Organization for the management of state affairs

Formative Period for the Management of State Affairs: First and Second Republics
 
(1) Changing Size of Organization
Upon its establishment in 1948, the republican government of Korea initially consisted of 11 ministries and departments. Three organizations were placed under the direct supervision of the President: the Higher Civil Service Examination Committee, the Inspection Board, and the Imperial Property Bureau. Four organizations reported to the Prime Minister: the Ministry of Government Administration (MGA), the Office of Public Affairs (OPA), the Office of Legislation (OL), and the Office of Planning (OP) (MGAHA, 1998). The number of units comprising the central government increased from 14 in the First Republic to 17 in the Second Republic (MGAHA, 1998). The First Republic solidified the presidential system as the central feature of governance in Korea; it created the position of Vice President and placed the Prime Minister, his office, and other affiliated organizations under the President’s authority. Accordingly, the MGA, the OL, and the OP that had formerly reported to the Prime Minister were merged into the State Council Secretariat (SCS), which reported to the President. Although the Second Republic attempted to replace the presidential system with a parliamentary one that was centered on the Cabinet, which was headed by the Prime Minister, the organizational structure for the management of state affairs remained more or less intact, except for the addition of the Public Security Commission and the Inspection Board to the SCS.
 

The organizational structure for managing state affairs in the first two Republics was perfunctory in nature, as it was ultimately a government head, be it the President or the Prime Minister, who made the final decisions.

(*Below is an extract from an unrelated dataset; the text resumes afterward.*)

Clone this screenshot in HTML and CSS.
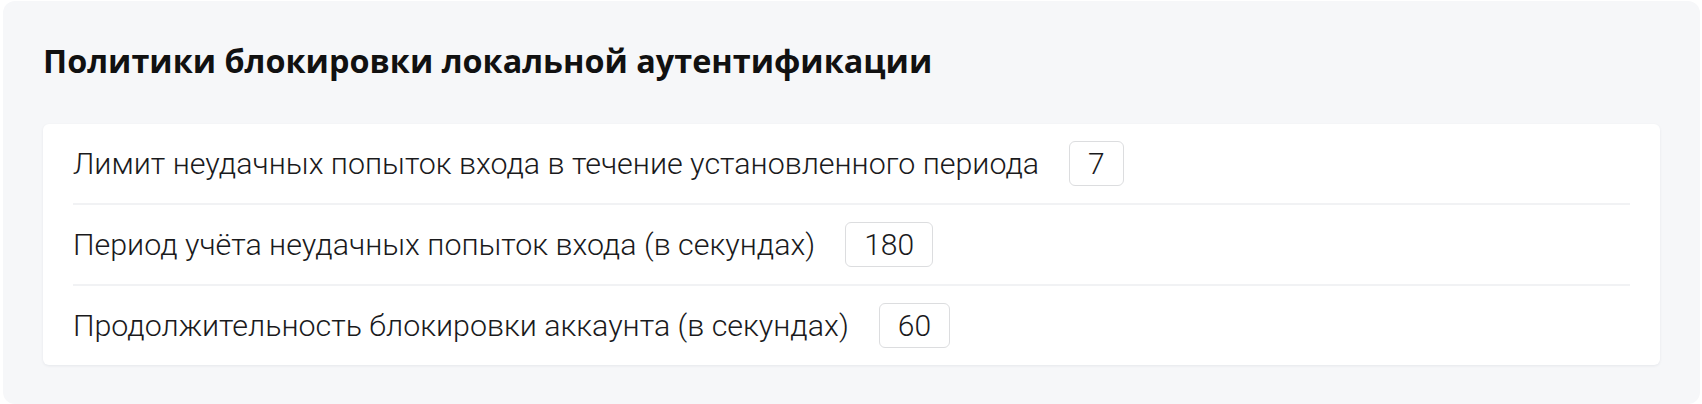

The lower-level organization supporting the management of state affairs was also merged with the SCS in the later years to ensure better management and control of state affairs.
 
(2) Changing Structure of Organization
Interestingly, the Korean government in its formative period relied on numerous committees, granting them the powers of inspection and public announcement. The decision to form such committees seems to have been geared toward minimizing frictions among different political and ideological factions in the turbulent years following the introduction of modern politics into Korea. As the presidential system gained greater force and authority in the later years of the First Republic, however, the Inspection Board and the Accounting Office, originally structured as committees, were transformed into tighter organizations headed by individuals loyal to the President who actively aided him in his efforts to garner more control over state affairs (Seo, 1985). The administrative bodies for personnel, planning, and legislation were also integrated into the SCS later in an attempt to enhance the top-down control of state affairs. The Second Republic re-converted the Inspection Board, the Public Security Committee, and other such bodies into independent organizations so that they might better reflect the diversity of larger society. In the Second Republic, a committee structure was adapted again, while the supporting organization remained integrated and unified.
 
(3) Changing Functions of Organization
The overall organizational structure for managing state affairs was originally conceived principally for the purpose of assisting the President in his governance and related activities. Accordingly, the organizational structure was operated on the basis of mutual trust between the President and government officials who heeded the President’s personal instructions and orders. As such, only a few units of the overall organization—i.e., those overseeing inspection, public security, personnel, planning, and legislation—had official and independent tasks, while the rest of the organization was dependent on orders given by the President, the Prime Minister, and relevant Cabinet ministers. While the Prime Minister was initially able to exercise some authority over certain units of the government overseeing core functions—i.e., personnel, budgeting, planning, and legislation—the introduction of the vice presidency and the parliamentary system ultimately led to the unification of the units under the Prime Minister’s charge. The monolithic and rather informal nature of the Korean government organization excessively dependent upon the wishes and commands of the President and on information gathered by public security and inspection organizations took root during the years of the First and Second Republics.